Le débat sur la pertinence d’une Charte des responsabilités humaines reprend régulièrement. Une telle Charte, éventuellement une Déclaration, au niveau international deviendrait un troisième pilier [5] applicable à tous les domaines de l’activité humaine, affirmant la nécessaire répartition - proportionnelle aux moyens - des responsabilités. En somme, elle érigerait la « coresponsabilité » en objectif à atteindre.

L’initiative de la Charte des responsabilités humaines prétend donner un souffle nouveau à la nécessité exprimée sur de nombreuses tribunes. Il est temps qu’elle devienne un point de ralliement porteur d’espoir.

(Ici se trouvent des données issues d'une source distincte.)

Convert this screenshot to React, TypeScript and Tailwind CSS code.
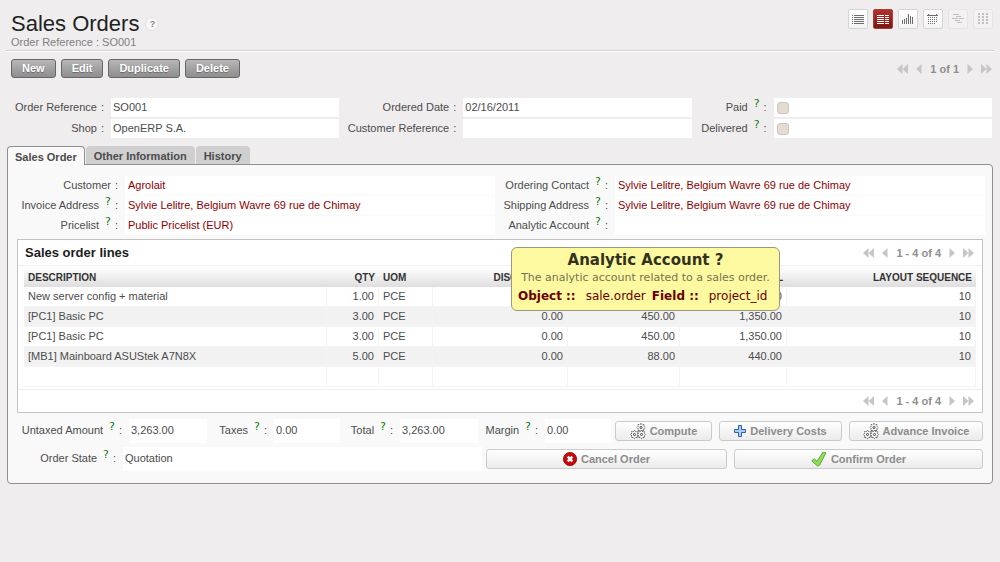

[1Voir notamment : Charte de la terre, http://www.earthcharterinaction.org/contenu/ ; A Declaration of Human Responsibilities, proposé par the InterAction Council, 1e septembre 1997. http://www.interactioncouncil.org

[2Voir les sites international et régional du Québec/Canada : http://www.charte-responsabilites-humaines.net/spip.php?page=sommaire&lang=fr et http://respoinfo.org/blogue/

[3La version actuelle, adoptée en 2007, est la quatrième. La Charte a été traduite et adaptée en plusieurs langues, offrant à chaque fois l’occasion d’approfondir le sens des concepts et d’établir des ponts entre les cultures. http://www.charte-responsabilites-humaines.net/spip.php?page=world&lang=fr.

[4Voir Responsabilité et cultures du monde, coordonné par Édith Sizoo, Éditions Charles Léopold Mayer, 2008.

[5Ajouté à la Charte des Nations Unies et à la Déclaration universelle des droits de l’Homme.